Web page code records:

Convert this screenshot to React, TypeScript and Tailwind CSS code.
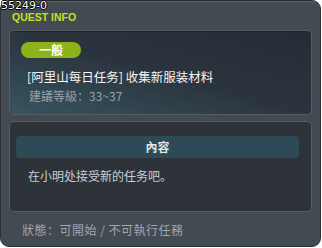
import React from "react";

const cjk = "font-['Noto_Sans_CJK_SC','Noto_Sans',sans-serif]";

export default function App() {
  return (
    <div className="relative h-[248px] w-[322px] bg-white">
      <div className="flex h-[247px] w-[321px] flex-col rounded-[9px] border border-[#2a2f35] bg-[#434a52] px-[8px] shadow-[inset_0_1px_0_#5a6169]">
        <div className="h-[29px] pl-[3px] pt-[10px] font-['Liberation_Sans',sans-serif] text-[10.5px] font-bold leading-[12px] text-[#c6e01f]">
          QUEST INFO
        </div>

        <div className="h-[85px] rounded-[5px] border border-[#555c63] bg-linear-to-tr from-[#37555f] via-[#2b343e] to-[#262c35] pt-[11px] shadow-[inset_0_1px_0_#1e232a]">
          <div className="ml-[11px] flex h-[16px] w-[60px] items-center justify-center rounded-full bg-[#8db21c]">
            <span className={`${cjk} text-[12px] font-bold leading-none text-white`}>一般</span>
          </div>
          <div className={`${cjk} ml-[17px] mt-[11px] text-[12.5px] leading-[16px] text-[#f4f6f7]`}>
            [阿里山每日任务] 收集新服装材料
          </div>
          <div className={`${cjk} ml-[19px] mt-[3px] text-[12px] leading-[16px] text-[#97a1a9]`}>
            建議等級：33~37
          </div>
        </div>

        <div className="mt-[6px] h-[91px] rounded-[5px] border border-[#555c63] bg-[#2e333a] pl-[6px] pr-[12px] pt-[14px]">
          <div className="flex h-[22px] items-center justify-center rounded-[4px] bg-[#2f4a57]">
            <span className={`${cjk} text-[12px] font-bold leading-none text-[#dfe5e8]`}>內容</span>
          </div>
          <div className={`${cjk} ml-[12px] mt-[10px] text-[12px] leading-[16px] text-[#c9ced3]`}>
            在小明处接受新的任务吧。
          </div>
        </div>

        <div className={`${cjk} ml-[13px] mt-[10px] text-[12px] leading-[16px] tracking-[0.5px] text-[#a0a7ad]`}>
          狀態：可開始 / 不可執行任務
        </div>
      </div>

      <div className="absolute left-[1px] top-0 font-['DejaVu_Sans',sans-serif] text-[11px] leading-[12px] text-white [text-shadow:1px_0_0_#000,-1px_0_0_#000,0_1px_0_#000,0_-1px_0_#000]">
        55249-0
      </div>
    </div>
  );
}
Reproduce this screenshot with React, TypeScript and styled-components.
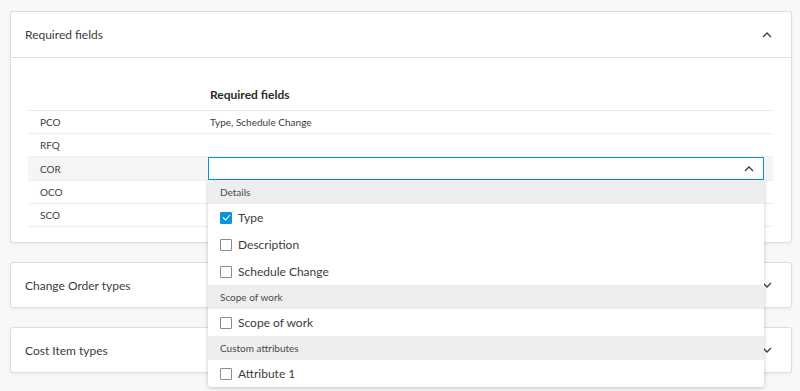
import React from 'react';
import styled, { createGlobalStyle } from 'styled-components';

const GlobalStyle = createGlobalStyle`
    html, body {
        margin: 0;
        padding: 0;
        background: #f8f8f8;
        font-family: Lato, "Open Sans", sans-serif;
        color: #3c3c3c;
    }
`;

const Page = styled.div`
    display: flex;
    flex-direction: column;
    gap: 19px;
    padding: 11px 8px 20px 10px;
`;

const Card = styled.div`
    background: #ffffff;
    border: 1px solid #dedede;
    border-radius: 3px;
    box-shadow: 0 1px 3px rgba(0, 0, 0, 0.06);
`;

const CardHeader = styled.div<{ $open?: boolean }>`
    display: flex;
    align-items: center;
    justify-content: space-between;
    height: ${(p) => (p.$open ? 45 : 44)}px;
    padding: 0 19px 0 14px;
    border-bottom: ${(p) => (p.$open ? '1px solid #e1e1e1' : 'none')};
    font-size: 12px;
    color: #3c3c3c;
`;

const CardBody = styled.div`
    padding: 21px 18px 15px 17px;
`;

const Table = styled.table`
    width: 100%;
    border-collapse: collapse;
    font-size: 10px;
    color: #3c3c3c;

    & th {
        height: 31px;
        text-align: left;
        font-size: 12px;
        font-weight: 700;
        color: #2b2b2b;
        padding: 0 2px;
        border-bottom: 1px solid #e8e8e8;
    }

    & th:first-child {
        width: 176px;
    }

    & td {
        height: 22px;
        padding: 0 0 0 12px;
        border-bottom: 1px solid #eeeeee;
    }

    & td + td {
        padding: 0 9px 0 2px;
    }
`;

const Row = styled.tr<{ $active?: boolean }>`
    background: ${(p) => (p.$active ? '#f5f5f5' : 'transparent')};
`;

const SelectCell = styled.td`
    position: relative;
    && {
        padding: 0 9px 0 0;
    }
`;

const SelectBox = styled.div`
    display: flex;
    align-items: center;
    justify-content: flex-end;
    height: 21px;
    padding-right: 9px;
    background: #ffffff;
    border: 1px solid #0696d7;
`;

const Menu = styled.div`
    position: absolute;
    top: 100%;
    left: 0;
    right: 9px;
    z-index: 2;
    background: #ffffff;
    border-radius: 0 0 3px 3px;
    box-shadow: 0 1px 4px rgba(0, 0, 0, 0.22);
`;

const Group = styled.div`
    height: 24px;
    display: flex;
    align-items: center;
    padding-left: 12px;
    background: #eeeeee;
    font-size: 10px;
    color: #4a4a4a;
`;

const Option = styled.label`
    height: 27px;
    display: flex;
    align-items: center;
    gap: 6px;
    padding-left: 12px;
    font-size: 12px;
    color: #3c3c3c;
`;

const Box = styled.span<{ $checked?: boolean }>`
    width: 12px;
    height: 12px;
    box-sizing: border-box;
    display: flex;
    align-items: center;
    justify-content: center;
    border: 1px solid ${(p) => (p.$checked ? '#0696d7' : '#8a8a8a')};
    border-radius: 1px;
    background: ${(p) => (p.$checked ? '#0696d7' : '#ffffff')};
`;

function Chevron({ up }: { up?: boolean }) {
    return (
        <svg width="10" height="6" viewBox="0 0 10 6">
            <path
                d={up ? 'M1 5 L5 1 L9 5' : 'M1 1 L5 5 L9 1'}
                fill="none"
                stroke="#3c3c3c"
                strokeWidth="1.3"
            />
        </svg>
    );
}

function Check({ checked, label }: { checked?: boolean; label: string }) {
    return (
        <Option>
            <Box $checked={checked}>
                {checked && (
                    <svg width="9" height="7" viewBox="0 0 9 7">
                        <path d="M1 3.5 L3.5 6 L8 1" fill="none" stroke="#ffffff" strokeWidth="1.1" />
                    </svg>
                )}
            </Box>
            {label}
        </Option>
    );
}

const rows = [
    { code: 'PCO', value: 'Type, Schedule Change' },
    { code: 'RFQ', value: '' },
    { code: 'COR', value: '', active: true },
    { code: 'OCO', value: '' },
    { code: 'SCO', value: '' },
];

export default function App() {
    return (
        <>
            <GlobalStyle />
            <Page>
                <Card>
                    <CardHeader $open>
                        <span>Required fields</span>
                        <Chevron up />
                    </CardHeader>
                    <CardBody>
                        <Table>
                            <thead>
                                <tr>
                                    <th></th>
                                    <th>Required fields</th>
                                </tr>
                            </thead>
                            <tbody>
                                {rows.map((r) => (
                                    <Row key={r.code} $active={r.active}>
                                        <td>{r.code}</td>
                                        {r.active ? (
                                            <SelectCell>
                                                <SelectBox>
                                                    <Chevron up />
                                                </SelectBox>
                                                <Menu>
                                                    <Group>Details</Group>
                                                    <Check checked label="Type" />
                                                    <Check label="Description" />
                                                    <Check label="Schedule Change" />
                                                    <Group>Scope of work</Group>
                                                    <Check label="Scope of work" />
                                                    <Group>Custom attributes</Group>
                                                    <Check label="Attribute 1" />
                                                </Menu>
                                            </SelectCell>
                                        ) : (
                                            <td>{r.value}</td>
                                        )}
                                    </Row>
                                ))}
                            </tbody>
                        </Table>
                    </CardBody>
                </Card>
                <Card>
                    <CardHeader>
                        <span>Change Order types</span>
                        <Chevron />
                    </CardHeader>
                </Card>
                <Card>
                    <CardHeader>
                        <span>Cost Item types</span>
                        <Chevron />
                    </CardHeader>
                </Card>
            </Page>
        </>
    );
}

__WORK REQUIRED__
Look for the word "this" and return every line where it occurs.

__ANSWER TO THE EXERCISE__
Convert this screenshot to React, TypeScript and Tailwind CSS code.
Reproduce this screenshot with React, TypeScript and styled-components.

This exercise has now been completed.